> **AIM**: Please give the listing again in its entirety, exactly as written.

> **COLLECTED DATA**:

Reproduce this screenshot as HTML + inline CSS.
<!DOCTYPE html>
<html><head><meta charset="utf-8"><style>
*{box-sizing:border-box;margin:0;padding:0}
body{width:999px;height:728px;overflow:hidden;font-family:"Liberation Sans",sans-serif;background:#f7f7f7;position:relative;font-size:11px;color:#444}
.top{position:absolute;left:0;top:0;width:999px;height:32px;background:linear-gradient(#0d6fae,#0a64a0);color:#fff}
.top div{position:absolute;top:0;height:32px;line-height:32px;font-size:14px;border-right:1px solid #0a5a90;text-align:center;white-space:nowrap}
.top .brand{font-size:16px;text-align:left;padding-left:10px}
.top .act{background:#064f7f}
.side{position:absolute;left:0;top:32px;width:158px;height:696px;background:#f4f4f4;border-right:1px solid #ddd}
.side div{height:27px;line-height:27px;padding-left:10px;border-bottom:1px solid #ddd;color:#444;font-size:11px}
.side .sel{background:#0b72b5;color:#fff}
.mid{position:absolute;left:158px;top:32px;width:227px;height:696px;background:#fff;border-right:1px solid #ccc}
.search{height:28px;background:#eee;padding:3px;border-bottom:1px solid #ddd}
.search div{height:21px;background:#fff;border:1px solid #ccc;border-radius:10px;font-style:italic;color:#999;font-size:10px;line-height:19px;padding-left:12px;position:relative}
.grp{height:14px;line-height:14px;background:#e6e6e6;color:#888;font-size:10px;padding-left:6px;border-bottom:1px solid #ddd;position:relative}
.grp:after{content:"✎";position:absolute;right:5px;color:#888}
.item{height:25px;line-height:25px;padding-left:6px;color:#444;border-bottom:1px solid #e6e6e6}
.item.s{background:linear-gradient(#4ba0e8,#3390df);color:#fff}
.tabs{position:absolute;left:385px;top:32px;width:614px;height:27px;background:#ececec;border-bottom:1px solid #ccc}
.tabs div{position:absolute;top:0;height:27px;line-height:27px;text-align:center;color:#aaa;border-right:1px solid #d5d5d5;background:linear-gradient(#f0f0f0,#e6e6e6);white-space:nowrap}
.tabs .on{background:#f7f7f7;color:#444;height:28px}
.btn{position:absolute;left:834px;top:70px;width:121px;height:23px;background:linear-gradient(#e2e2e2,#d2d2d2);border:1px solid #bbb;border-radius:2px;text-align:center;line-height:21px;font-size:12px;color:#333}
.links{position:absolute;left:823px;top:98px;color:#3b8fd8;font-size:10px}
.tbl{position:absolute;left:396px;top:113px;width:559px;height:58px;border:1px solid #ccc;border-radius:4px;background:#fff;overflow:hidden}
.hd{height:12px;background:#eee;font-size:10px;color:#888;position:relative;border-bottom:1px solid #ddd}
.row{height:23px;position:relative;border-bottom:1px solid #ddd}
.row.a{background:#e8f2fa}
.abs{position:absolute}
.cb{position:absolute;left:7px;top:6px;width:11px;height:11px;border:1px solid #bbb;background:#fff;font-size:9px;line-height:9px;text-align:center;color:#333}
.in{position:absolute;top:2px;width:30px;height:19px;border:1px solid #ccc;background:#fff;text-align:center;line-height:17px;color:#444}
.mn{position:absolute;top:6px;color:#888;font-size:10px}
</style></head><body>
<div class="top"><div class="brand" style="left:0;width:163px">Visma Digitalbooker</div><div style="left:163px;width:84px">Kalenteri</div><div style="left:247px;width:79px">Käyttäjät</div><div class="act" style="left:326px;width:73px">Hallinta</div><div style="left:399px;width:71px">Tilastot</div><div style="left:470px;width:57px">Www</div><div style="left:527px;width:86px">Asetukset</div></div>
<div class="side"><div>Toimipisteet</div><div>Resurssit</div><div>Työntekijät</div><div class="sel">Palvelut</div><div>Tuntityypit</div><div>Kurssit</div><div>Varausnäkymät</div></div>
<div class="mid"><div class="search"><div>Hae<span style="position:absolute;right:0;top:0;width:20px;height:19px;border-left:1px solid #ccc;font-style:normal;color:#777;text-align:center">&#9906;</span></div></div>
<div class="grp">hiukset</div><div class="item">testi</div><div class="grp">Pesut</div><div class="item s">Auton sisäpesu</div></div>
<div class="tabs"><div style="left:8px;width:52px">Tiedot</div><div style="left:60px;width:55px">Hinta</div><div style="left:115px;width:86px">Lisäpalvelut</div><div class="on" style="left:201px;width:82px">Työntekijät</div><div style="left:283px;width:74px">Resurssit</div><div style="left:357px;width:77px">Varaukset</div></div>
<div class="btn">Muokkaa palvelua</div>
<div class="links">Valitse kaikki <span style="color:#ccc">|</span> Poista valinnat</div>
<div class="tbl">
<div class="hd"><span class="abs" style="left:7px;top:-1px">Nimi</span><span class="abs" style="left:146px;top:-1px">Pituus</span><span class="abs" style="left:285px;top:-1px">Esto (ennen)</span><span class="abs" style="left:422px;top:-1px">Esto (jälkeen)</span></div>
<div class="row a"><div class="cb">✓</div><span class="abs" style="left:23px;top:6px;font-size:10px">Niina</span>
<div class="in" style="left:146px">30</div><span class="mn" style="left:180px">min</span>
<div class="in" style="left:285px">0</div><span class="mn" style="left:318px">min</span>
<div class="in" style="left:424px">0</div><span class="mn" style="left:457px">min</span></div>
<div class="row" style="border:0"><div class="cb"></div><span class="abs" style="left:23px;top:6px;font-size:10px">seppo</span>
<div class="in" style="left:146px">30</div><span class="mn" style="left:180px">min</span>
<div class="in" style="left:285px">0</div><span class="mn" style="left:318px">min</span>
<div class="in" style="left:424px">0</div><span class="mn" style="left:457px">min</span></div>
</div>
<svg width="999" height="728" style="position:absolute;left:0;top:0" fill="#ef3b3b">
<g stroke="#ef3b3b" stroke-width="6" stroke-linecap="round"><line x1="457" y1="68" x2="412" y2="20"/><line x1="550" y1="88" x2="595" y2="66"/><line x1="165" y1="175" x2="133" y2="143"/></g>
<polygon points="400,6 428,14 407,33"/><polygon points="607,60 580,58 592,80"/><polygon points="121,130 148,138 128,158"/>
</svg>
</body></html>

> **EXERCISE ANSWER**:
Reproduce this screenshot as HTML + inline CSS.
<!DOCTYPE html>
<html><head><meta charset="utf-8"><style>
*{box-sizing:border-box;margin:0;padding:0}
body{width:999px;height:728px;overflow:hidden;font-family:"Liberation Sans",sans-serif;background:#f7f7f7;position:relative;font-size:11px;color:#444}
.top{position:absolute;left:0;top:0;width:999px;height:32px;background:linear-gradient(#0d6fae,#0a64a0);color:#fff}
.top div{position:absolute;top:0;height:32px;line-height:32px;font-size:14px;border-right:1px solid #0a5a90;text-align:center;white-space:nowrap}
.top .brand{font-size:16px;text-align:left;padding-left:10px}
.top .act{background:#064f7f}
.side{position:absolute;left:0;top:32px;width:158px;height:696px;background:#f4f4f4;border-right:1px solid #ddd}
.side div{height:27px;line-height:27px;padding-left:10px;border-bottom:1px solid #ddd;color:#444;font-size:11px}
.side .sel{background:#0b72b5;color:#fff}
.mid{position:absolute;left:158px;top:32px;width:227px;height:696px;background:#fff;border-right:1px solid #ccc}
.search{height:28px;background:#eee;padding:3px;border-bottom:1px solid #ddd}
.search div{height:21px;background:#fff;border:1px solid #ccc;border-radius:10px;font-style:italic;color:#999;font-size:10px;line-height:19px;padding-left:12px;position:relative}
.grp{height:14px;line-height:14px;background:#e6e6e6;color:#888;font-size:10px;padding-left:6px;border-bottom:1px solid #ddd;position:relative}
.grp:after{content:"✎";position:absolute;right:5px;color:#888}
.item{height:25px;line-height:25px;padding-left:6px;color:#444;border-bottom:1px solid #e6e6e6}
.item.s{background:linear-gradient(#4ba0e8,#3390df);color:#fff}
.tabs{position:absolute;left:385px;top:32px;width:614px;height:27px;background:#ececec;border-bottom:1px solid #ccc}
.tabs div{position:absolute;top:0;height:27px;line-height:27px;text-align:center;color:#aaa;border-right:1px solid #d5d5d5;background:linear-gradient(#f0f0f0,#e6e6e6);white-space:nowrap}
.tabs .on{background:#f7f7f7;color:#444;height:28px}
.btn{position:absolute;left:834px;top:70px;width:121px;height:23px;background:linear-gradient(#e2e2e2,#d2d2d2);border:1px solid #bbb;border-radius:2px;text-align:center;line-height:21px;font-size:12px;color:#333}
.links{position:absolute;left:823px;top:98px;color:#3b8fd8;font-size:10px}
.tbl{position:absolute;left:396px;top:113px;width:559px;height:58px;border:1px solid #ccc;border-radius:4px;background:#fff;overflow:hidden}
.hd{height:12px;background:#eee;font-size:10px;color:#888;position:relative;border-bottom:1px solid #ddd}
.row{height:23px;position:relative;border-bottom:1px solid #ddd}
.row.a{background:#e8f2fa}
.abs{position:absolute}
.cb{position:absolute;left:7px;top:6px;width:11px;height:11px;border:1px solid #bbb;background:#fff;font-size:9px;line-height:9px;text-align:center;color:#333}
.in{position:absolute;top:2px;width:30px;height:19px;border:1px solid #ccc;background:#fff;text-align:center;line-height:17px;color:#444}
.mn{position:absolute;top:6px;color:#888;font-size:10px}
</style></head><body>
<div class="top"><div class="brand" style="left:0;width:163px">Visma Digitalbooker</div><div style="left:163px;width:84px">Kalenteri</div><div style="left:247px;width:79px">Käyttäjät</div><div class="act" style="left:326px;width:73px">Hallinta</div><div style="left:399px;width:71px">Tilastot</div><div style="left:470px;width:57px">Www</div><div style="left:527px;width:86px">Asetukset</div></div>
<div class="side"><div>Toimipisteet</div><div>Resurssit</div><div>Työntekijät</div><div class="sel">Palvelut</div><div>Tuntityypit</div><div>Kurssit</div><div>Varausnäkymät</div></div>
<div class="mid"><div class="search"><div>Hae<span style="position:absolute;right:0;top:0;width:20px;height:19px;border-left:1px solid #ccc;font-style:normal;color:#777;text-align:center">&#9906;</span></div></div>
<div class="grp">hiukset</div><div class="item">testi</div><div class="grp">Pesut</div><div class="item s">Auton sisäpesu</div></div>
<div class="tabs"><div style="left:8px;width:52px">Tiedot</div><div style="left:60px;width:55px">Hinta</div><div style="left:115px;width:86px">Lisäpalvelut</div><div class="on" style="left:201px;width:82px">Työntekijät</div><div style="left:283px;width:74px">Resurssit</div><div style="left:357px;width:77px">Varaukset</div></div>
<div class="btn">Muokkaa palvelua</div>
<div class="links">Valitse kaikki <span style="color:#ccc">|</span> Poista valinnat</div>
<div class="tbl">
<div class="hd"><span class="abs" style="left:7px;top:-1px">Nimi</span><span class="abs" style="left:146px;top:-1px">Pituus</span><span class="abs" style="left:285px;top:-1px">Esto (ennen)</span><span class="abs" style="left:422px;top:-1px">Esto (jälkeen)</span></div>
<div class="row a"><div class="cb">✓</div><span class="abs" style="left:23px;top:6px;font-size:10px">Niina</span>
<div class="in" style="left:146px">30</div><span class="mn" style="left:180px">min</span>
<div class="in" style="left:285px">0</div><span class="mn" style="left:318px">min</span>
<div class="in" style="left:424px">0</div><span class="mn" style="left:457px">min</span></div>
<div class="row" style="border:0"><div class="cb"></div><span class="abs" style="left:23px;top:6px;font-size:10px">seppo</span>
<div class="in" style="left:146px">30</div><span class="mn" style="left:180px">min</span>
<div class="in" style="left:285px">0</div><span class="mn" style="left:318px">min</span>
<div class="in" style="left:424px">0</div><span class="mn" style="left:457px">min</span></div>
</div>
<svg width="999" height="728" style="position:absolute;left:0;top:0" fill="#ef3b3b">
<g stroke="#ef3b3b" stroke-width="6" stroke-linecap="round"><line x1="457" y1="68" x2="412" y2="20"/><line x1="550" y1="88" x2="595" y2="66"/><line x1="165" y1="175" x2="133" y2="143"/></g>
<polygon points="400,6 428,14 407,33"/><polygon points="607,60 580,58 592,80"/><polygon points="121,130 148,138 128,158"/>
</svg>
</body></html>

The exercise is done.